DATA RECORDS ->
|---|

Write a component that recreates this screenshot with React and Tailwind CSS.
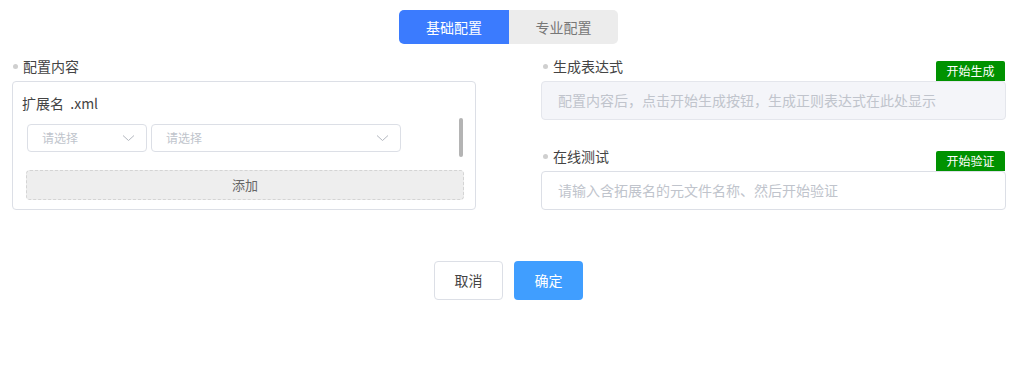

|---|

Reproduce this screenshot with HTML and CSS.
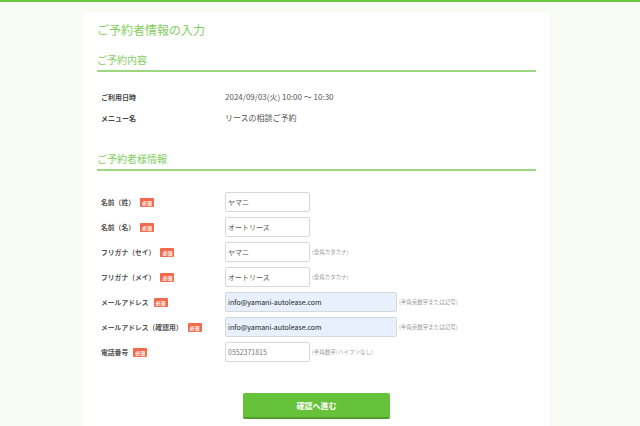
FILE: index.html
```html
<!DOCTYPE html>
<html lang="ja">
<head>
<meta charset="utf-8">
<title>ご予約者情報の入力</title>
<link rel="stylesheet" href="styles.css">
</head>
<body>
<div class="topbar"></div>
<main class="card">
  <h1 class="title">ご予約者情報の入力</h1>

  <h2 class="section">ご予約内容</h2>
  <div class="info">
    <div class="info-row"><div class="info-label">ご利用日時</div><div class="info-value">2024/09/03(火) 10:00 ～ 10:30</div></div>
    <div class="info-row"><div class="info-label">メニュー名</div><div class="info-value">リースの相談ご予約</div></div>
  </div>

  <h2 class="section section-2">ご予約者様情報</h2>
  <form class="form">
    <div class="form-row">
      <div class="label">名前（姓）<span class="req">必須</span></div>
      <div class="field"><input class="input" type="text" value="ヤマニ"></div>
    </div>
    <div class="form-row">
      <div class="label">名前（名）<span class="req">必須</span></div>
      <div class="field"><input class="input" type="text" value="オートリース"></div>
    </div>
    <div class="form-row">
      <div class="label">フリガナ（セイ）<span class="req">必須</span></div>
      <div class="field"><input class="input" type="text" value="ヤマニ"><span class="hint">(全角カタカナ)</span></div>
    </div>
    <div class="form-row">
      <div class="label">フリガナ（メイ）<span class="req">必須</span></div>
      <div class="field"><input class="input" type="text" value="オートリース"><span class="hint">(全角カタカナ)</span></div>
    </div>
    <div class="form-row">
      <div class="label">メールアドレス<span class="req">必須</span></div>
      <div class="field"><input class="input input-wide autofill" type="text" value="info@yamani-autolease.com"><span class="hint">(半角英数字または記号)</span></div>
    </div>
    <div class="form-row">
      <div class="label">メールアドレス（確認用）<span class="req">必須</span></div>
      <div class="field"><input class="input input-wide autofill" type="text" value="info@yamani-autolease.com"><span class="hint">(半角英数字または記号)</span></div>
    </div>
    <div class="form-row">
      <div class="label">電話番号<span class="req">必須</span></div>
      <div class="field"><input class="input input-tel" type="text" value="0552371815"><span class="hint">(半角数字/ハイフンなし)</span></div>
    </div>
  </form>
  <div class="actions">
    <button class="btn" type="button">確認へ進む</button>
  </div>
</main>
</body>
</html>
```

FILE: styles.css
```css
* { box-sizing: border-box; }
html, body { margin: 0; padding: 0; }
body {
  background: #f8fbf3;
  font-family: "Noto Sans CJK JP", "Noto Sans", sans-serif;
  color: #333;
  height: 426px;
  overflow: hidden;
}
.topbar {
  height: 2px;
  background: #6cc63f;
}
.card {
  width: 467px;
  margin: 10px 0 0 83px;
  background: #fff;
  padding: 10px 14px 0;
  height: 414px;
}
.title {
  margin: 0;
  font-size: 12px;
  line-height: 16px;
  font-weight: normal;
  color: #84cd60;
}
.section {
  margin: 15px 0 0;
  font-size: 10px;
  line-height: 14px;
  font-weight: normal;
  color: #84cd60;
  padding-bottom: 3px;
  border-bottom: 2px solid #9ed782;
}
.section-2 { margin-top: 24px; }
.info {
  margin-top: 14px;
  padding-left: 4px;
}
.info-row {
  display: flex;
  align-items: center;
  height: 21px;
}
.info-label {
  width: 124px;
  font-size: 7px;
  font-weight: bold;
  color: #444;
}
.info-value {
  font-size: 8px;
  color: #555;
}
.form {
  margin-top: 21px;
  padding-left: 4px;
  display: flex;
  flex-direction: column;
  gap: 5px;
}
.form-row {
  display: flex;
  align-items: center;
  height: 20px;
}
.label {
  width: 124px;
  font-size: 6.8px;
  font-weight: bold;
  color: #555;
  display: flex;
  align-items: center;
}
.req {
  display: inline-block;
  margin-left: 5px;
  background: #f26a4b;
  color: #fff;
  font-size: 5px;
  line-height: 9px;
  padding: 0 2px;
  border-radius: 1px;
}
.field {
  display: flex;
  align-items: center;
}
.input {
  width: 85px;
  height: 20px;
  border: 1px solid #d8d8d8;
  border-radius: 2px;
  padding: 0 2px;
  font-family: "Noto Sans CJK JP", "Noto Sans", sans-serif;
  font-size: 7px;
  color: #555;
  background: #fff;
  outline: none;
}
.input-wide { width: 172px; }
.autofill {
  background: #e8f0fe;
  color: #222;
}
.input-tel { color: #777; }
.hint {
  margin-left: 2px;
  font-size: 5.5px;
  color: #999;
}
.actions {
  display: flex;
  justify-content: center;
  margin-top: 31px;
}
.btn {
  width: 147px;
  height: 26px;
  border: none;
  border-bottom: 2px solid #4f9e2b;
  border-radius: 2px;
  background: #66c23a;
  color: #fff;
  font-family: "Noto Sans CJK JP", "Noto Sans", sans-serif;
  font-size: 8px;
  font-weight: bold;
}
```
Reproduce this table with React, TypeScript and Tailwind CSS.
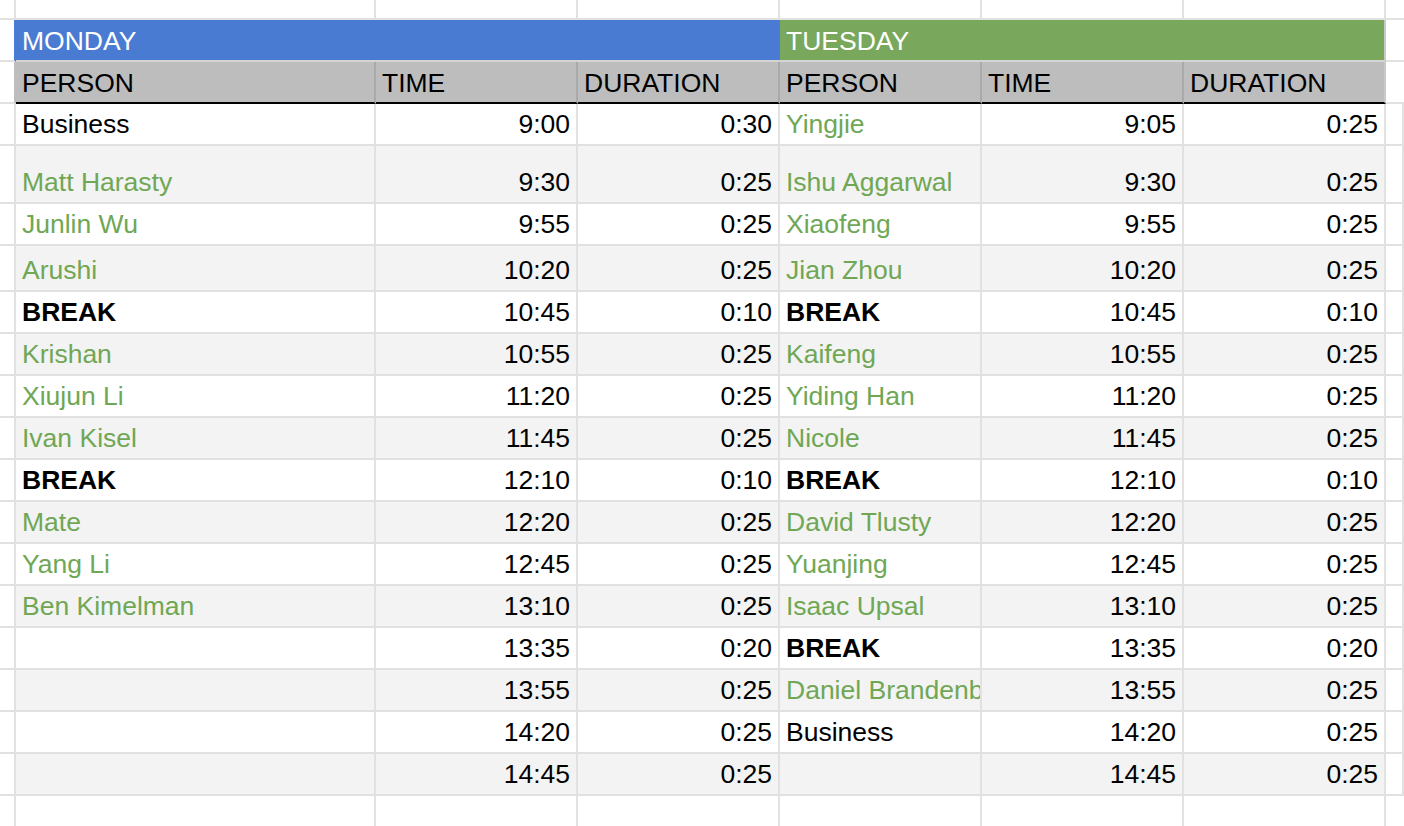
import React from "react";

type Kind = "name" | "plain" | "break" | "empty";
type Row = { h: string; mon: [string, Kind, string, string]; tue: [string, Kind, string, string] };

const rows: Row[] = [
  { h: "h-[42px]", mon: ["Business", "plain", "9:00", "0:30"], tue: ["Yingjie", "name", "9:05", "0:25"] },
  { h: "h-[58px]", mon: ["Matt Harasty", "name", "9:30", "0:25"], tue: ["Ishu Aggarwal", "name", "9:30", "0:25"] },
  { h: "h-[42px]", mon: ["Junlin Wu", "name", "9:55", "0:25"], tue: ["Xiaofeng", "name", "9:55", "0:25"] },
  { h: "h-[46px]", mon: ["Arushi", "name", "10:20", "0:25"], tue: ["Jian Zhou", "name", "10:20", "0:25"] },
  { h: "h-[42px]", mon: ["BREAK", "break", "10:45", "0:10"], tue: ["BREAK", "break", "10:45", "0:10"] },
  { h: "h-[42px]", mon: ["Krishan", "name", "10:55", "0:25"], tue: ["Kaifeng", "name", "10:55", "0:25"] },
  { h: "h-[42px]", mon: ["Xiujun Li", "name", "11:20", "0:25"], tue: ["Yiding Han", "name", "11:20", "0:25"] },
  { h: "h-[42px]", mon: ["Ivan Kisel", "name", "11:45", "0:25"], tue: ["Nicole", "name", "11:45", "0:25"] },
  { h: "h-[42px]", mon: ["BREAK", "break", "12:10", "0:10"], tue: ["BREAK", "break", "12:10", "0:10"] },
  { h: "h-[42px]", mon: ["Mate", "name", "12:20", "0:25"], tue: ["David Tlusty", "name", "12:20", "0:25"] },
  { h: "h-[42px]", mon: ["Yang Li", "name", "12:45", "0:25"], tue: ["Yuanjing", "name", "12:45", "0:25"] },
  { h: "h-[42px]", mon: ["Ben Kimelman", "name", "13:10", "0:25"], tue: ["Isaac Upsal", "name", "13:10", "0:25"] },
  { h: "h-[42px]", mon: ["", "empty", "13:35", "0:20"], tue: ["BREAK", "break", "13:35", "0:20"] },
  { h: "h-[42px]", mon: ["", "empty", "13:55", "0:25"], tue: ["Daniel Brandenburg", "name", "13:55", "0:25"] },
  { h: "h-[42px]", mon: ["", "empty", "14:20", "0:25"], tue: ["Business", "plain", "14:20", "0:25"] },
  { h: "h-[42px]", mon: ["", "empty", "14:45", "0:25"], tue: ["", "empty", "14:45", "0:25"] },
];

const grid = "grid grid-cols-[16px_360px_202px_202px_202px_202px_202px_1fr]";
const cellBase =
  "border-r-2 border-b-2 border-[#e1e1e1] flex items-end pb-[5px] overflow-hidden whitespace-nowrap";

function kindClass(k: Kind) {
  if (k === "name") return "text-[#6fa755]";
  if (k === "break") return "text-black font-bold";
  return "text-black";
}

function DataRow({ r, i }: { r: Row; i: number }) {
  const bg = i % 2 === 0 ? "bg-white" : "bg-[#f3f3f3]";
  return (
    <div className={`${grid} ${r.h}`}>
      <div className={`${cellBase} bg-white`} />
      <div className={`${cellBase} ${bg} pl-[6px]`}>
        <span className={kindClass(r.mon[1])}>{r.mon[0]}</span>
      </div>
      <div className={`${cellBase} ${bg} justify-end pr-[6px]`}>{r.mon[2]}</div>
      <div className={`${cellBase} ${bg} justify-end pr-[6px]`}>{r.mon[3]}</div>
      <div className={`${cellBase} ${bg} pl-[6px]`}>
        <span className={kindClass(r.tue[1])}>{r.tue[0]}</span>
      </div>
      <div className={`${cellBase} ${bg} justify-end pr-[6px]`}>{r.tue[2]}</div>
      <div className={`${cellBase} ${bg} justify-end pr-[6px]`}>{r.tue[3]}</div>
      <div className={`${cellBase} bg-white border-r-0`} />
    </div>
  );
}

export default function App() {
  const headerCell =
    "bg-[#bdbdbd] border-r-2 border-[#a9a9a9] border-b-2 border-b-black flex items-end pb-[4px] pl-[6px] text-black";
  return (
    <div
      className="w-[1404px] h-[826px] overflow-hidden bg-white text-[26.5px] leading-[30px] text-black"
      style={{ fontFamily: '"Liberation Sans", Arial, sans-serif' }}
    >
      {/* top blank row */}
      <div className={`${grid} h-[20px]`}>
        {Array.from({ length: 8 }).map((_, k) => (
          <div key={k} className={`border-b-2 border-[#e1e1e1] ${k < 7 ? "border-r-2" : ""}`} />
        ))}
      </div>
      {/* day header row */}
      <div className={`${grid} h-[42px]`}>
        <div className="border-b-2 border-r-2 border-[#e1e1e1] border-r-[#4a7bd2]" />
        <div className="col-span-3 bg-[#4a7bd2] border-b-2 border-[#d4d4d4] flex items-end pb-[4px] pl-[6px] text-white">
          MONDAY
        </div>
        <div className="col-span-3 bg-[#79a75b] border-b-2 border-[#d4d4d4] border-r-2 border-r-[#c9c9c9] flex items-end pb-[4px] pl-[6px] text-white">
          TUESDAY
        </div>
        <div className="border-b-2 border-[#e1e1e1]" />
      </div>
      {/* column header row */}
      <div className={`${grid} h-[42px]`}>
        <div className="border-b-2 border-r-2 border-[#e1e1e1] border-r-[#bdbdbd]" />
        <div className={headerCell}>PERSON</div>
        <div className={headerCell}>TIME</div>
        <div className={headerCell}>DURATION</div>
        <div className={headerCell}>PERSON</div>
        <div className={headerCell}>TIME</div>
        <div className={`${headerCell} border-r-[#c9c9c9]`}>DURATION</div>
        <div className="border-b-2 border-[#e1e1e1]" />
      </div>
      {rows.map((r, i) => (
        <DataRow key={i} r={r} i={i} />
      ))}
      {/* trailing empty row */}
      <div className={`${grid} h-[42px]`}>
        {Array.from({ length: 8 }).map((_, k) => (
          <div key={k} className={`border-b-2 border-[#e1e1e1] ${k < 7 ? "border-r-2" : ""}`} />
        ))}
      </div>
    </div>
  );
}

|---|

GOAL -> Exactly the lines from the one with "Reproduce this table" through the one with "Kind, string, string];" are to be reproduced, and no pictures with them.

OUTPUT OF THE EXERCISE ->
Reproduce this table with React, TypeScript and Tailwind CSS.
import React from "react";

type Kind = "name" | "plain" | "break" | "empty";
type Row = { h: string; mon: [string, Kind, string, string]; tue: [string, Kind, string, string] };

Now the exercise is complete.